Si tratta di periodo breve, in astronomia, durante il quale è visibile la nebulosa planetaria; in alcuni casi le nebulose sono così luminose da essere viste da distanze molto grandi che misurano anche decine di milioni di anni luce, distanze alle quali la stella stessa non sarebbe stata vista”.
Le nebulose planetarie sono relativamente comuni in tutto l’Universo osservabile, tra le più famose c’è la Nebulosa Elica, la Nebulosa Occhio di Gatto, la Nebulosa Anello e la Nebulosa Bolla. Si chiamano nebulose planetarie non perché in realtà abbiano qualcosa a che fare con i pianeti ma perché le prime osservate da William Herschel attraverso i telescopi del tardo XVIII secolo sembravano simili nell’aspetto ai pianeti.
Circa 25 anni fa, gli astronomi hanno notato qualcosa di particolare: le nebulose planetarie più luminose di altre galassie hanno tutte lo stesso livello di luminosità. Ciò significa che, almeno in teoria, osservando le nebulose planetarie in altre galassie, gli astronomi riescono a calcolare quanto siano lontane. I dati hanno dimostrato che questo era un ragionamento corretto, tuttavia i modelli elaborati sino ad allora contraddicevano questo risultato.
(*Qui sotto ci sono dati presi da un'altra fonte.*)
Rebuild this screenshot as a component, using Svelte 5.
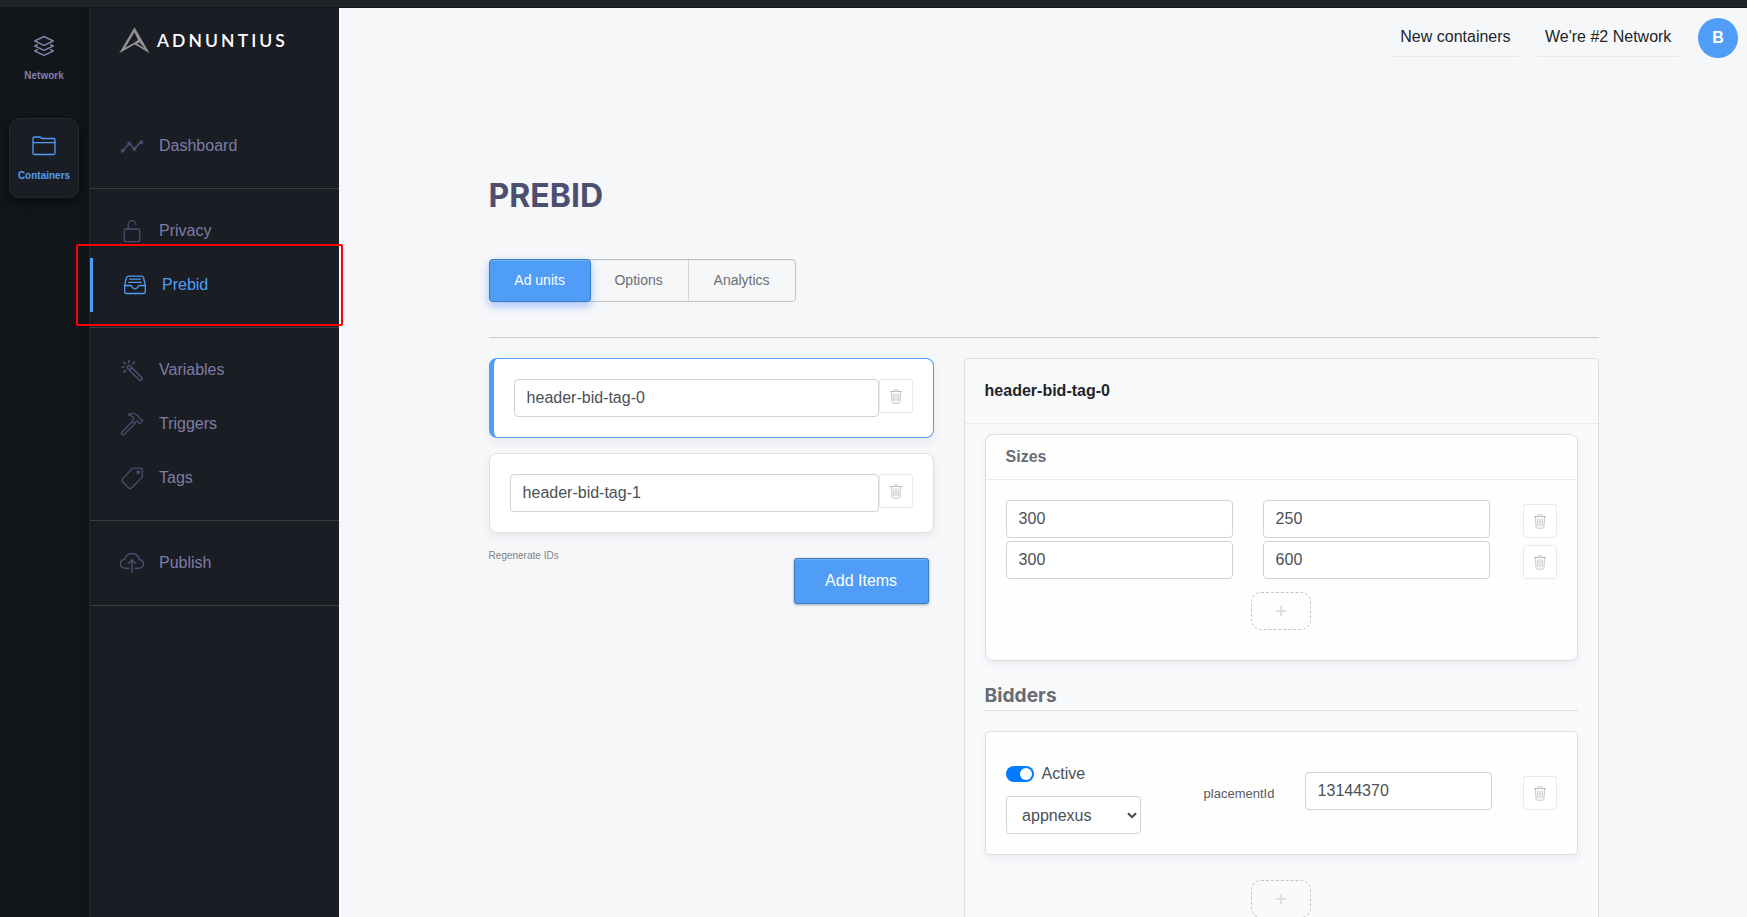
<script>
  const sections = [
    [{ label: 'Dashboard', icon: 'chart' }],
    [{ label: 'Privacy', icon: 'lock' }, { label: 'Prebid', icon: 'inbox', active: true }],
    [{ label: 'Variables', icon: 'wand' }, { label: 'Triggers', icon: 'hammer' }, { label: 'Tags', icon: 'tag' }],
    [{ label: 'Publish', icon: 'cloud' }]
  ];
  const units = [
    { name: 'header-bid-tag-0', selected: true },
    { name: 'header-bid-tag-1', selected: false }
  ];
  const sizes = [[300, 250], [300, 600]];
</script>

{#snippet trash()}
  <button class="trash" aria-label="Delete">
    <svg width="12" height="15" viewBox="0 0 12 15" fill="none">
      <path d="M0 2.5h12" stroke="#b9bbbf" />
      <path d="M3.6 2.3C3.8 1 4.3.6 5 .6h2c.7 0 1.200.4 1.400 1.700" stroke="#c3c5c8" />
      <path d="M1.500 3l.5 9.700c.1 1 .6 1.500 1.500 1.500h5c.9 0 1.400-.5 1.500-1.500l.5-9.700" stroke="#c3c5c8" />
      <path d="M3.500 4.500v7.800M5.200 4.500v7.800M6.800 4.500v7.800M8.500 4.500v7.800" stroke="#cfd0d3" />
    </svg>
  </button>
{/snippet}

{#snippet plus()}
  <button class="plus" aria-label="Add">
    <svg width="10" height="10" viewBox="0 0 10 10"><path d="M0 5h10M5 0v10" stroke="#dedfe1" stroke-width="2" /></svg>
  </button>
{/snippet}

{#snippet icon(name)}
  <svg class="icon" width="24" height="24" viewBox="0 0 24 24" fill="none" stroke="currentColor" stroke-width="1.300" stroke-linejoin="round" stroke-linecap="round">
    {#if name === 'chart'}
      <g stroke-width="1.600"><path d="M3.700 15.700 8.300 10.500M10.200 10.300l3.200 3.800M15.400 13.800l4.900-5.400" />
      <circle cx="2.700" cy="16.700" r="1.200" /><circle cx="9.300" cy="9.600" r="1.200" /><circle cx="14.400" cy="14.900" r="1.200" /><circle cx="21.300" cy="8.200" r="1.200" /></g>
    {:else if name === 'lock'}
      <rect x="4.200" y="10" width="15.600" height="12.600" rx="2" />
      <path d="M8.200 10V5.600a3.900 3.900 0 0 1 7.800 0" />
    {:else if name === 'inbox'}
      <g transform="translate(0 -.5)"><path d="M1.700 12.500 3.500 5.200C3.800 4 4.300 3.600 5.500 3.600h13c1.200 0 1.700.4 2 1.600l1.800 7.300v6.800c0 1-.7 1.700-1.700 1.700H3.400c-1 0-1.700-.7-1.700-1.700z" />
      <path d="M1.700 13h5.800c.8 0 1.200.5 1.500 1.300.5 1.200 1.500 2 3 2s2.500-.8 3-2c.3-.8.7-1.300 1.500-1.300h5.800M6.500 6.700h11M5.700 9.800h12.600" /></g>
    {:else if name === 'wand'}
      <path d="M7.800 10.500a1.700 1.700 0 0 1 2.400-2.400L21.500 19.300a1.700 1.700 0 0 1-2.500 2.500zM11.800 9.800l-2.300 2.300" stroke-width="1.500" />
      <path d="M9 2.200v2.500M3.900 4.100l1.600 1.600M14.400 3.900l-1.800 1.800M1.800 9h2.700M5.500 12.600l-1.500 1.500" stroke-width="1.600" />
    {:else if name === 'hammer'}
      <path d="M12.500 9.500 1.700 20.300c-.5.500-.5 1 0 1.400l.9.900c.4.400.9.400 1.400 0L15 11.800" />
      <path d="M8.200 2.600c3.500-1.800 7.300-1.100 9.500 1.100l1.300 1.300c.6.700.4 1.600 1 2.100s1.200.1 1.600.4l1.200 1.100-2.900 3.300-1.400-1.100c-.4-.4-.1-1.100-.7-1.500-.7-.4-1.400-.1-2 .4l-1.500 1.700-2.200-2.100 1.300-1.500c.9-1.600-1.300-4.600-5.200-5.200z" />
    {:else if name === 'tag'}
      <path d="M13.200 2.100h8c.7 0 1 .3 1 1v7.500c0 .6-.1.900-.5 1.300L11 22.200c-.7.600-1.200.6-1.800 0l-7-7c-.6-.6-.6-1.200 0-1.800L12 2.700c.3-.4.700-.6 1.200-.6z" />
      <circle cx="18.200" cy="6.200" r="1.200" fill="currentColor" />
    {:else}
      <path d="M9 17.200H5A4.300 4.300 0 0 1 4.600 8.400C5.600 4.500 8.500 2.400 12 2.400c3.700 0 6.500 2.400 7 6.200 2.500.3 4.300 1.900 4.300 4.300 0 2.500-1.900 4.300-4.300 4.300h-4M12 21.600V9.200M8.500 12.300 12 8.800l3.500 3.500" stroke-width="1.500" />
    {/if}
  </svg>
{/snippet}

<div class="screen">
  <div class="topbar"></div>
  <div class="layout">
    <aside class="rail">
      <div class="rail-item">
        <svg width="22" height="22" viewBox="0 0 22 22" fill="none" stroke="currentColor" stroke-width="1.400" stroke-linejoin="round">
          <path d="M11 1.500 20.300 6 11 10.400 1.700 6z" />
          <path d="M4.800 9.500 1.700 11 11 15.300 20.300 11l-3.100-1.500M4.800 14.500 1.700 16 11 20.300 20.300 16l-3.100-1.500" />
        </svg>
        <span>Network</span>
      </div>
      <div class="rail-item current">
        <svg width="24" height="22" viewBox="0 0 24 22" fill="none" stroke="currentColor" stroke-width="1.300" stroke-linejoin="round">
          <path d="M1 18V3.500C1 2.300 1.500 2 2.500 2h5c1.500 0 1.300 1.500 3 1.500h11c1 0 1.500.5 1.500 1.500v13c0 1-.5 1.500-1.500 1.500h-19C1.500 19.500 1 19 1 18zM1 7.700h22" />
        </svg>
        <span>Containers</span>
      </div>
    </aside>

    <nav class="sidebar">
      <div class="brand">
        <svg width="32" height="28" viewBox="0 0 32 28" fill="#929292">
          <path fill-rule="evenodd" d="M15.500.3 30.600 26.300 19 19.300 15.400 17.600.2 26.300zM15.400 5.200 6.200 20.700l9.700-5.400 3-2.200zM20.400 15.200l-2.200 1.600 2.100 1.200 5.300 3.200z" />
        </svg>
        <span>ADNUNTIUS</span>
      </div>
      <div class="menu">
        {#each sections as items}
          <div class="group">
            {#each items as item}
              <div class="item" class:active={item.active}>
                {@render icon(item.icon)}
                <span>{item.label}</span>
              </div>
            {/each}
          </div>
        {/each}
      </div>
    </nav>

    <main>
      <header>
        <span class="crumb first">New containers</span>
        <span class="crumb second">We're #2 Network</span>
        <span class="avatar">B</span>
      </header>
      <div class="content">
        <h1>PREBID</h1>
        <div class="tabs">
          <button class="tab on">Ad units</button>
          <button class="tab options">Options</button>
          <button class="tab analytics">Analytics</button>
        </div>
        <hr />
        <div class="columns">
          <section class="units">
            {#each units as unit}
              <div class="unit" class:selected={unit.selected}>
                <input value={unit.name} />
                {@render trash()}
              </div>
            {/each}
            <div class="unit-actions">
              <span class="regen">Regenerate IDs</span>
              <button class="add">Add Items</button>
            </div>
          </section>

          <section class="panel">
            <div class="panel-head">header-bid-tag-0</div>
            <div class="panel-body">
              <div class="card sizes">
                <div class="card-head">Sizes</div>
                <div class="card-body">
                  {#each sizes as [w, h]}
                    <div class="size-row">
                      <input value={w} />
                      <input value={h} />
                      {@render trash()}
                    </div>
                  {/each}
                  <div class="plus-row in-card">{@render plus()}</div>
                </div>
              </div>
              <h2>Bidders</h2>
              <div class="card bidder">
                <div class="bidder-left">
                  <div class="switch"><i></i><span>Active</span></div>
                  <div class="select">
                    <span>appnexus</span>
                    <svg width="10" height="7" viewBox="0 0 10 7" fill="none" stroke="#41464c" stroke-width="2"><path d="M1 1.200l4 4 4-4" /></svg>
                  </div>
                </div>
                <span class="param">placementId</span>
                <input class="placement" value="13144370" />
                {@render trash()}
              </div>
              <div class="plus-row">{@render plus()}</div>
            </div>
          </section>
        </div>
      </div>
    </main>
  </div>
  <div class="highlight"></div>
</div>

<style>
  :global(body) { margin: 0; overflow: hidden; }
  .screen, .screen * { box-sizing: border-box; }
  .screen {
    position: relative;
    display: flex;
    flex-direction: column;
    height: 917px;
    overflow: hidden;
    background: #f6f7f9;
    color: #212529;
    font: 16px/24px "Liberation Sans", Arial, sans-serif;
  }
  button, input { font: inherit; margin: 0; }
  svg { display: block; flex: none; }

  .topbar { height: 8px; flex: none; background: #212427; border-bottom: 1px solid #17181b; }
  .layout { display: flex; flex: 1; min-height: 0; }

  .rail {
    width: 90px;
    flex: none;
    padding: 10px 10px 0 9px;
    background: linear-gradient(90deg, #121519, #13161a 80%, #111317);
    border-right: 1px solid #24272b;
  }
  .rail-item {
    display: flex;
    flex-direction: column;
    align-items: center;
    width: 70px;
    height: 80px;
    padding-top: 16px;
    color: #8180aa;
    font-size: 10px;
    font-weight: 700;
    line-height: 12px;
    border: 1px solid transparent;
    border-radius: 10px;
  }
  .rail-item span { margin-top: 13px; }
  .rail-item.current {
    margin-top: 20px;
    color: #4f9df6;
    background: #1b1d24;
    border-color: #26282d;
    box-shadow: 0 4px 12px rgba(0, 0, 0, .5);
  }

  .sidebar { width: 249px; flex: none; background: #1b1d24; }
  .brand { display: flex; align-items: center; height: 111px; padding: 0 0 45px 29px; }
  .brand span {
    margin-left: 6px;
    color: #fff;
    font: 600 17.500px/24px Lato, sans-serif;
    letter-spacing: 3.100px;
  }
  .group { padding-bottom: 15px; border-bottom: 1px solid #3b3d42; }
  .group + .group { padding-top: 15px; }
  .item { display: flex; align-items: center; height: 54px; padding-left: 30px; color: #7d7ca6; }
  .item .icon { color: #4d4c6e; }
  .item span { margin-left: 15px; }
  .item.active { color: #4f9df6; border-left: 3px solid #4f9df6; }
  .item.active .icon { color: #4f9df6; }

  main { flex: 1; min-width: 0; }
  header { display: flex; justify-content: flex-end; height: 82px; padding: 8px 9px 0 0; }
  .crumb { height: 41px; padding-top: 9px; border-bottom: 1px solid #e6e7ed; white-space: nowrap; }
  .first { width: 125px; padding-left: 7.300px; margin-right: 20px; }
  .second { width: 140px; padding-left: 7px; margin-right: 20px; }
  .avatar {
    display: flex;
    align-items: center;
    justify-content: center;
    width: 40px;
    height: 40px;
    margin-top: 2px;
    border-radius: 50%;
    background: #4f9df6;
    color: #fff;
    font-weight: 700;
  }
  .content { width: 1110px; margin-left: 149.600px; }
  h1 { margin: 0; padding-top: 86px; height: 169px; color: #4d4e70; font: 700 32px/40px Inter, sans-serif; }

  .tabs { display: flex; width: 307px; height: 43px; border: 1px solid #c0c3c5; border-radius: 4px; box-shadow: inset 0 1px 1px rgba(0, 0, 0, .04); }
  .tab { padding: 0 0 2px; border: 0; background: none; color: #6b6e72; font-size: 14px; }
  .tab.on {
    width: 102px;
    margin: -1px 0 -1px -1px;
    color: #fff;
    background: #4f9df6;
    border: 1px solid #3a7cc4;
    border-radius: 4px;
    box-shadow: inset 0 1px 0 #76b2f8, 0 4px 10px rgba(79, 140, 246, .5);
  }
  .options { width: 98px; padding-right: 1px; border-right: 1px solid #d4d6d8; }
  .analytics { flex: 1; }
  hr { margin: 35px 0 20px; border: 0; border-top: 1px solid #cfd1d3; }

  .columns { display: flex; gap: 30px; }
  .units { width: 445px; }
  .unit {
    display: flex;
    height: 80px;
    margin-bottom: 15px;
    padding: 20px 20px 0;
    background: #fff;
    border: 1px solid #dfe0e2;
    border-radius: 8px;
    box-shadow: 0 4px 8px rgba(30, 50, 80, .07);
  }
  .unit.selected { border: 1px solid #4f9df6; border-left-width: 5px; }
  input {
    flex: 1;
    min-width: 0;
    height: 38px;
    padding: 0 12px;
    color: #495057;
    background: #fff;
    border: 1px solid #ced4da;
    border-radius: 4px;
    outline: 0;
  }
  .trash {
    display: flex;
    flex: none;
    align-items: center;
    justify-content: center;
    width: 34px;
    height: 34px;
    padding: 0;
    background: #fff;
    border: 1px solid #e6eaf1;
    border-radius: 3px;
  }
  .unit-actions { display: flex; justify-content: space-between; padding-right: 5px; }
  .regen { padding-top: 1px; color: #808387; font-size: 10px; line-height: 14px; }
  .add {
    width: 135px;
    height: 46px;
    margin-top: 10px;
    padding: 0;
    color: #fff;
    background: #4f9df6;
    border: 1px solid #3a7cc4;
    border-radius: 3px;
    box-shadow: inset 0 1px 0 #76b2f8, 0 1px 3px rgba(0, 0, 0, .35);
  }

  .panel { width: 635px; height: 600px; background: #f9fafc; border: 1px solid #dcdfe2; border-radius: 4px; }
  .panel-head { height: 65px; padding: 20px 20px 0; font-weight: 700; border-bottom: 1px solid #e9ebee; }
  .panel-body { padding: 10px 20px 0; }
  .card { background: #fefefe; border: 1px solid #dcdfe2; border-radius: 8px; box-shadow: 0 4px 8px rgba(30, 50, 80, .07); }
  .sizes { height: 227px; }
  .card-head { height: 45px; padding: 10px 20px 0; color: #6a6d72; font-weight: 700; border-bottom: 1px solid #e9ebee; }
  .card-body { padding: 20px 20px 0; }
  .size-row { display: grid; grid-template-columns: 227px 227px 34px; column-gap: 30px; align-items: end; margin-bottom: 3px; }
  .size-row :global(.trash) { margin-left: 3px; }
  .plus-row { display: flex; justify-content: center; padding-top: 25px; padding-right: 1px; }
  .plus-row.in-card { padding-top: 10px; }
  .plus {
    display: flex;
    align-items: center;
    justify-content: center;
    width: 60px;
    height: 38px;
    padding: 0;
    background: none;
    border: 1px dashed #c3c5c8;
    border-radius: 10px;
  }
  h2 { margin: 19px 0 20px; height: 31px; color: #696c70; font: 700 19.200px/31px Inter, sans-serif; border-bottom: 1px solid #dcdfe2; }
  .bidder { display: flex; height: 124px; padding-left: 20px; border-radius: 5px; }
  .bidder-left { width: 135px; padding-top: 30px; }
  .switch { display: flex; align-items: center; height: 24px; color: #495057; }
  .switch i { display: flex; justify-content: flex-end; width: 28px; height: 16px; margin: 0 8px 0 0; padding: 2px; border-radius: 8px; background: #007bff; }
  .switch i::before { content: ""; width: 12px; height: 12px; border-radius: 50%; background: #fff; }
  .select {
    display: flex;
    align-items: center;
    justify-content: space-between;
    height: 38px;
    margin-top: 10px;
    padding: 1px 3px 0 15.500px;
    color: #495057;
    background: #fff;
    border: 1px solid #ced4da;
    border-radius: 4px;
  }
  .param { width: 101px; margin: 50px 0 0 63px; color: #55595e; font-size: 13px; }
  .placement { flex: none; width: 187px; margin-top: 40px; }
  .bidder :global(.trash) { margin: 44px 0 0 31px; }

  .highlight { position: absolute; left: 76px; top: 244px; width: 267px; height: 82px; border: 2px solid #f00; border-radius: 2px; }
</style>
“I dati dicevano che era possibile ottenere luminosissime nebulose planetarie da stelle di massa piccola, come il Sole, ma i modelli invece dicevano che non era possibile: ogni stella che avesse meno del doppio della massa del Sole avrebbe prodotto una nebulosa planetaria troppo debole da vedere” continua Zijlstra. Ora, però, i nuovi modelli hanno risolto questo problema dimostrando che il Sole ha una massa che corrisponde al limite inferiore, per una stella, che garantisce la produzione di una nebulosa visibile. Per la precisione, una stella con massa inferiore a 1,1 volte quella del Sole non produrrà nebulose visibili. Tuttavia, le stelle fino a 3 volte più massicce del Sole restano quelle che produrranno le nebulose più luminose. “Questo è un ottimo risultato”, ha concluso Zijlstra, “non solo ora abbiamo un modo per misurare la presenza di stelle di qualche miliardo di anni di età nelle galassie lontane, un intervallo che è notevolmente difficile da apprezzare, ma abbiamo persino scoperto cosa farà il Sole quando morirà”.